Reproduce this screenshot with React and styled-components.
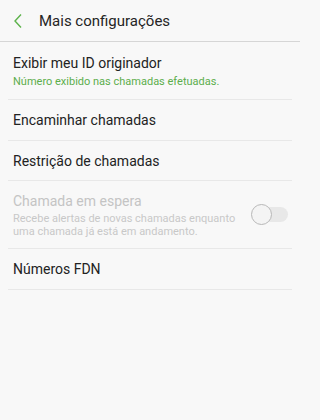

* * *

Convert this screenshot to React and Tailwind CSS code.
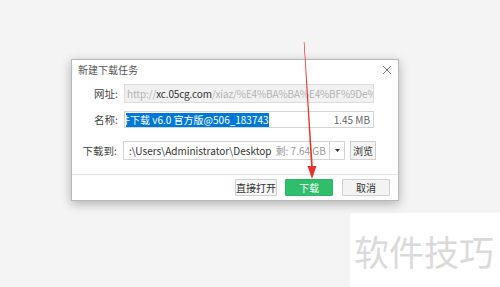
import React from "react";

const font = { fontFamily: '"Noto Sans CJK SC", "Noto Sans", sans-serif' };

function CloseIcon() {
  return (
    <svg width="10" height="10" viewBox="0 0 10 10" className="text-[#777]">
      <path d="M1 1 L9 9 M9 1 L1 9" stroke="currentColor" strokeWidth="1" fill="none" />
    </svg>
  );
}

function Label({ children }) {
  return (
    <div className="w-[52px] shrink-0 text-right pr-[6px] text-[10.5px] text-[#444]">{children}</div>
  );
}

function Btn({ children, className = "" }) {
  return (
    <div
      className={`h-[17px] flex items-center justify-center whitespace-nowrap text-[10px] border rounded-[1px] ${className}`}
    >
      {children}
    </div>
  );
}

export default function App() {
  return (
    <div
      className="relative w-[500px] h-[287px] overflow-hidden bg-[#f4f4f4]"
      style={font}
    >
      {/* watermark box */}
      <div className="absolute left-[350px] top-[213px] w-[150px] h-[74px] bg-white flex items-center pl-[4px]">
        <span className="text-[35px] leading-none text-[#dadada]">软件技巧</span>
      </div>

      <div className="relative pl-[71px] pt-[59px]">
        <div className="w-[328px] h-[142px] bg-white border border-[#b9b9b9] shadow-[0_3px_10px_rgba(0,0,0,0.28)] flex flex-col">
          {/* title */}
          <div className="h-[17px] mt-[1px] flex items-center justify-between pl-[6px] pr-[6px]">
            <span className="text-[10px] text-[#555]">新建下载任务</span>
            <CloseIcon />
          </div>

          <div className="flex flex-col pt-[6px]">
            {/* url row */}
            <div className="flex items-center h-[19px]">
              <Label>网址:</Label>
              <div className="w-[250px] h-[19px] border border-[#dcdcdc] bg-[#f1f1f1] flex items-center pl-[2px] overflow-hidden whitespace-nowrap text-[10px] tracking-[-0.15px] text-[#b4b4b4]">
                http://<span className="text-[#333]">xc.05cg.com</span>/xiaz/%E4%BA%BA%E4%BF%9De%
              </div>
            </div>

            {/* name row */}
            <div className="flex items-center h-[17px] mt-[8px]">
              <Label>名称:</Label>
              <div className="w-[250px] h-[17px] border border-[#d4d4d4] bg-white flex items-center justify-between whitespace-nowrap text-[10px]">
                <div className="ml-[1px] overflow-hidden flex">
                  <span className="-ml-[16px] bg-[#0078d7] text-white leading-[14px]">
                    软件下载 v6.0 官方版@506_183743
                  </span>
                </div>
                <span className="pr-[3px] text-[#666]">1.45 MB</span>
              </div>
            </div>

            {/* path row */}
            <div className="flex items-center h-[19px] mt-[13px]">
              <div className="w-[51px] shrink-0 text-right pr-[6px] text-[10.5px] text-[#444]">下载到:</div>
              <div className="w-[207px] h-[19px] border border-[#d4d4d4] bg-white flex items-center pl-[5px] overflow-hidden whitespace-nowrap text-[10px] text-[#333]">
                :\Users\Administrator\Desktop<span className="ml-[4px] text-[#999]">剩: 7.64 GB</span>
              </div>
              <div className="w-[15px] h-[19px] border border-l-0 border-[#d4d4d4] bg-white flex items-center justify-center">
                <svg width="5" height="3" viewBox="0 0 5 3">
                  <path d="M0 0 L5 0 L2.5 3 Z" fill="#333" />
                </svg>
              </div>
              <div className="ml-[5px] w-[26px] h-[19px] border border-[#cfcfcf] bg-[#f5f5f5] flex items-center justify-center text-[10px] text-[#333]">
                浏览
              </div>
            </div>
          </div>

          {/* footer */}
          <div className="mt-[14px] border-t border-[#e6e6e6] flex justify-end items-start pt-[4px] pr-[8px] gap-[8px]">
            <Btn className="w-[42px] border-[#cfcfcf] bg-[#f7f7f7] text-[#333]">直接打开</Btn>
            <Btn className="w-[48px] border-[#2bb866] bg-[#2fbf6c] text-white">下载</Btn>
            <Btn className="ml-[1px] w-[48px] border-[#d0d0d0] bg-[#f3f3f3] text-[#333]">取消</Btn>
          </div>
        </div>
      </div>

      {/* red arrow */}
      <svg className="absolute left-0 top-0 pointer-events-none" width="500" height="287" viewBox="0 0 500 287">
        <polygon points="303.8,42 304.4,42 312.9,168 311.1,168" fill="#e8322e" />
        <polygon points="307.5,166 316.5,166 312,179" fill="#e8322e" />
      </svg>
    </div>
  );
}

--

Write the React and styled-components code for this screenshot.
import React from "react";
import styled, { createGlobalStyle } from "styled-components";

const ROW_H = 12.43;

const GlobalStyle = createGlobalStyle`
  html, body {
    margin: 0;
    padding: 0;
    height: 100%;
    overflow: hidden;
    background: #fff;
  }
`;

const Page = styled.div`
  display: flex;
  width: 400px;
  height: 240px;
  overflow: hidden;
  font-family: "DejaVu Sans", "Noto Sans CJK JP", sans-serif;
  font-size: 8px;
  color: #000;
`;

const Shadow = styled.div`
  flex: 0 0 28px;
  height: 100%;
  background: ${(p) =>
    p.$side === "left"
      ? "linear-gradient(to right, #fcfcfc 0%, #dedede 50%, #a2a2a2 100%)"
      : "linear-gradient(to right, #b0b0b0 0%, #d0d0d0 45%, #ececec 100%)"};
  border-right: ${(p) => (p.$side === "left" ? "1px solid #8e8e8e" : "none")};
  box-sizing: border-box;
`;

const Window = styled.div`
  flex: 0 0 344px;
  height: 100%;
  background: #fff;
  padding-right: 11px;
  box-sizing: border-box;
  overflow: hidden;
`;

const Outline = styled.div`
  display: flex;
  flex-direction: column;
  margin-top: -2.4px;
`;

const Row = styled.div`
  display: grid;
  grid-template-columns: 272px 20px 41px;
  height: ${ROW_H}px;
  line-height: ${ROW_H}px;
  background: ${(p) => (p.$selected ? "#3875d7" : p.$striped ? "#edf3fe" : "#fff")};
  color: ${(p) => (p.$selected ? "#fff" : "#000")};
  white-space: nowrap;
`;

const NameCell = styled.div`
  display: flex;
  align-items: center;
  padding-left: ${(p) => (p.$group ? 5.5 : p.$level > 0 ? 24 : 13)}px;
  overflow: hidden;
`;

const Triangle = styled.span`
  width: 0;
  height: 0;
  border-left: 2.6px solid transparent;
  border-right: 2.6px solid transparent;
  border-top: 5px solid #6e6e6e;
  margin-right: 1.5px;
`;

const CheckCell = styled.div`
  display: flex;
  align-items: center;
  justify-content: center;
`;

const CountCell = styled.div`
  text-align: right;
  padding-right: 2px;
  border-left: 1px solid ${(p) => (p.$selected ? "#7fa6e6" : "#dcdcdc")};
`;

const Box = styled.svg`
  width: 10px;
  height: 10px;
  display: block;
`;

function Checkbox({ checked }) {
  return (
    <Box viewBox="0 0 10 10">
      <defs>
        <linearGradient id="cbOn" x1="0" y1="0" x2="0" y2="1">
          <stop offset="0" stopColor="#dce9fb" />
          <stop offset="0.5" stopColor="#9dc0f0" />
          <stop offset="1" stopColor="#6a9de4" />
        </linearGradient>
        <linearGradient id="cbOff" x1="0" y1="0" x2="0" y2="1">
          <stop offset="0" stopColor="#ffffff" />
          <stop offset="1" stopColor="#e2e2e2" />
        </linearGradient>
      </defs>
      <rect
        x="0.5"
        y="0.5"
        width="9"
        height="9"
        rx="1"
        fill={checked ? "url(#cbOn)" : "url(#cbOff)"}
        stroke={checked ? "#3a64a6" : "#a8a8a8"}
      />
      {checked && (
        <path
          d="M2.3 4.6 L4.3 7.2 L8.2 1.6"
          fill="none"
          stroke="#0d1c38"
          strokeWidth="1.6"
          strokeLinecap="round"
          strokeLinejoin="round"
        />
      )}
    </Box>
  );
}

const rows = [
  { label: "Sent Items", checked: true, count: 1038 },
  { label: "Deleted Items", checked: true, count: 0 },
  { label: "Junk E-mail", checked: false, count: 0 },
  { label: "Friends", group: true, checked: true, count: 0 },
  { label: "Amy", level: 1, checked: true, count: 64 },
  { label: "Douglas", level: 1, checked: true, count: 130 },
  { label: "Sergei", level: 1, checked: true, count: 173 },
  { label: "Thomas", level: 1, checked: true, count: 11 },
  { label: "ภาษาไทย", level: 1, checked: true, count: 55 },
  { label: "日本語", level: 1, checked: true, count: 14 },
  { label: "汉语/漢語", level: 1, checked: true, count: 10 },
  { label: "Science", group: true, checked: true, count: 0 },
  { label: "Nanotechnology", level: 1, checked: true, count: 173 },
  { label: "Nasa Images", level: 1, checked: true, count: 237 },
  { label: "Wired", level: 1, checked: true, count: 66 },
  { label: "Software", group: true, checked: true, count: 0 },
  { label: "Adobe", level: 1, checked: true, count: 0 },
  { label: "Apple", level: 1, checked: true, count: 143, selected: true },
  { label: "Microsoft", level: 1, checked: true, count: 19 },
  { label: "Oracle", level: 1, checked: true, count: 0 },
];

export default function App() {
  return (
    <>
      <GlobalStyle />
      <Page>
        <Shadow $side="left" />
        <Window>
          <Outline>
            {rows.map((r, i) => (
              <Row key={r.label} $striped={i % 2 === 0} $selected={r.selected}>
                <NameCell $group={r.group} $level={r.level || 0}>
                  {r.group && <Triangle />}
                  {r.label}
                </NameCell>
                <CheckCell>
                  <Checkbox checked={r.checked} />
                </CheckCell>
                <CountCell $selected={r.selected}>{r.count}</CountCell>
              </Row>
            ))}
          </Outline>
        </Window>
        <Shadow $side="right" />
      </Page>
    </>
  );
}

**Task statement**
Among the lines above, count those containing the word "screenshot" and give nothing but the result.

**Answer in full**
3